══ DATASET EXCERPT
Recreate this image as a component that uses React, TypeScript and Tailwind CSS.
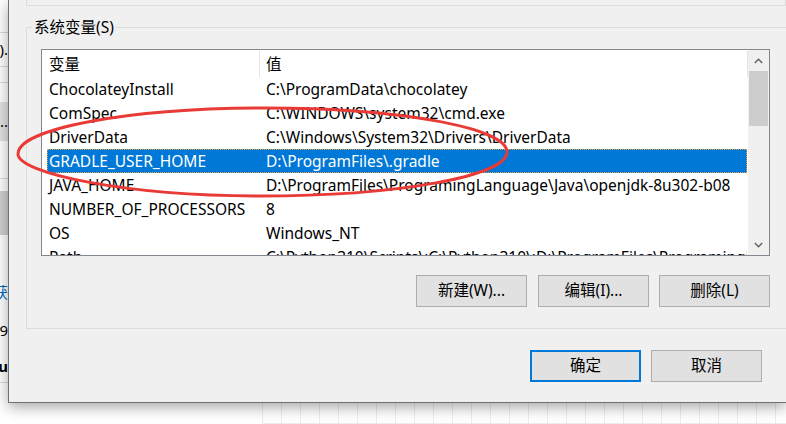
import React from "react";

const rows: [string, string][] = [
  ["ChocolateyInstall", "C:\\ProgramData\\chocolatey"],
  ["ComSpec", "C:\\WINDOWS\\system32\\cmd.exe"],
  ["DriverData", "C:\\Windows\\System32\\Drivers\\DriverData"],
  ["GRADLE_USER_HOME", "D:\\ProgramFiles\\.gradle"],
  ["JAVA_HOME", "D:\\ProgramFiles\\ProgramingLanguage\\Java\\openjdk-8u302-b08"],
  ["NUMBER_OF_PROCESSORS", "8"],
  ["OS", "Windows_NT"],
  ["Path", "C:\\Python310\\Scripts\\;C:\\Python310\\;D:\\ProgramFiles\\ProgramingLanguage"],
];

function Btn({ label, primary }: { label: string; primary?: boolean }) {
  return (
    <div
      className={
        primary
          ? "w-[111px] h-[32px] flex items-center justify-center bg-[#e1e1e1] border-2 border-[#0078d7] text-[15.5px] text-black"
          : "w-[111px] h-[32px] flex items-center justify-center bg-[#e1e1e1] border border-[#adadad] text-[15.5px] text-black"
      }
    >
      {label}
    </div>
  );
}

export default function App() {
  return (
    <div className="relative w-[786px] h-[424px] overflow-hidden bg-white font-['Noto_Sans','Noto_Sans_CJK_SC',sans-serif] text-black">
      <div className="flex h-[403px]">
        {/* window behind, left strip */}
        <div className="w-[8px] shrink-0 flex flex-col bg-white text-[15px] overflow-hidden">
          <div className="h-[33px] border-b border-[#dcdcdc]" />
          <div className="h-[34px] flex items-center justify-end whitespace-nowrap border-b border-[#dcdcdc]">0).</div>
          <div className="h-[16px] border-b border-[#dcdcdc]" />
          <div className="h-[19px]" />
          <div className="h-[39px] bg-[#e3e3e3] flex items-center justify-end whitespace-nowrap">...</div>
          <div className="h-[38px] border-b border-[#dcdcdc]" />
          <div className="h-[12px]" />
          <div className="h-[44px] bg-[#d0d0d0]" />
          <div className="h-[45px]" />
          <div className="h-[24px] flex items-center justify-end whitespace-nowrap text-[#0067c0]">获</div>
          <div className="h-[14px]" />
          <div className="h-[24px] flex items-center justify-end whitespace-nowrap">.9</div>
          <div className="h-[12px]" />
          <div className="h-[24px] flex items-center justify-end whitespace-nowrap font-bold">ru</div>
          <div className="h-[5px] border-b border-[#dcdcdc]" />
        </div>

        {/* dialog */}
        <div className="relative z-10 w-[778px] shrink-0 h-[403px] bg-[#f0f0f0] border-l border-b border-[#707070] shadow-[0_4px_14px_rgba(0,0,0,0.35)] flex flex-col">
          <div className="ml-[17px] h-[6px] border-x border-b border-[#dcdcdc]" />

          <fieldset className="ml-[17px] mt-[11px] border border-[#dcdcdc] px-0 pb-[21px]">
            <legend className="ml-[5px] px-[2px] text-[15.5px] leading-[20px]">系统变量(S)</legend>
            <div className="pl-[14px] pr-[16px] pt-[12px] flex flex-col">
              {/* list view */}
              <div className="w-[729px] h-[207px] border border-[#828790] bg-white flex overflow-hidden">
                <div className="flex-1 flex flex-col overflow-hidden">
                  <div className="h-[27px] shrink-0 flex text-[15.5px]">
                    <div className="w-[217px] pl-[7px] pt-[2px] flex items-center">变量</div>
                    <div className="w-px mt-[1px] bg-[#e5e5e5]" />
                    <div className="flex-1 pl-[6px] pt-[2px] flex items-center">值</div>
                    <div className="w-px mt-[1px] bg-[#e5e5e5]" />
                  </div>
                  {rows.map(([k, v]) => {
                    const sel = k === "GRADLE_USER_HOME";
                    return (
                      <div
                        key={k}
                        className={
                          sel
                            ? "ml-[5px] mr-[1px] h-[24px] shrink-0 flex items-center pt-[1px] text-[15.5px] whitespace-nowrap bg-[#0078d7] text-white outline outline-1 outline-dotted outline-offset-[-1px] outline-[#e0a050]"
                            : "ml-[5px] mr-[1px] h-[24px] shrink-0 flex items-center pt-[1px] text-[15.5px] whitespace-nowrap"
                        }
                      >
                        <div className="w-[219px] shrink-0 pl-[2px]">{k}</div>
                        <div className="flex-1 overflow-hidden">{v}</div>
                      </div>
                    );
                  })}
                </div>
                {/* scrollbar */}
                <div className="w-[21px] shrink-0 bg-[#f0f0f0] flex flex-col">
                  <div className="h-[21px] flex items-center justify-center">
                    <svg width="9" height="6" viewBox="0 0 9 6">
                      <path d="M0.8 5 L4.5 1.3 L8.2 5" stroke="#606060" strokeWidth="1.4" fill="none" />
                    </svg>
                  </div>
                  <div className="mx-[1px] h-[55px] bg-[#cdcdcd]" />
                  <div className="flex-1" />
                  <div className="h-[21px] flex items-center justify-center">
                    <svg width="9" height="6" viewBox="0 0 9 6">
                      <path d="M0.8 1 L4.5 4.7 L8.2 1" stroke="#606060" strokeWidth="1.4" fill="none" />
                    </svg>
                  </div>
                </div>
              </div>

              <div className="mt-[19px] flex justify-end gap-[10px]">
                <div className="mr-[1px]">
                  <Btn label="新建(W)..." />
                </div>
                <Btn label="编辑(I)..." />
                <Btn label="删除(L)" />
              </div>
            </div>
          </fieldset>

          <div className="mt-[21px] flex justify-end gap-[10px] pr-[24px]">
            <Btn label="确定" primary />
            <Btn label="取消" />
          </div>
        </div>
      </div>

      {/* desktop below */}
      <div className="ml-[262px] h-[21px] border-b border-[#ececec] bg-[repeating-linear-gradient(90deg,#ececec_0_1px,transparent_1px_19px)]" />

      {/* red annotation ellipse */}
      <svg className="absolute left-0 top-0 z-20 pointer-events-none" width="786" height="424" viewBox="0 0 786 424">
        <path
          d="M18 154 C18 128.6 128.6 108 265 108 C398.6 108 507 127.7 507 152 C507 176.3 396.3 196 260 196 C125 196 18 173 18 154 Z"
          stroke="#e93a36"
          strokeWidth="3"
          fill="none"
        />
      </svg>
    </div>
  );
}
════
Would you reproduce the lines above, from the very first through the line containing "import React from", exactly and without the pictures?

# WRITTEN RESPONSE:
Recreate this image as a component that uses React, TypeScript and Tailwind CSS.
import React from "react";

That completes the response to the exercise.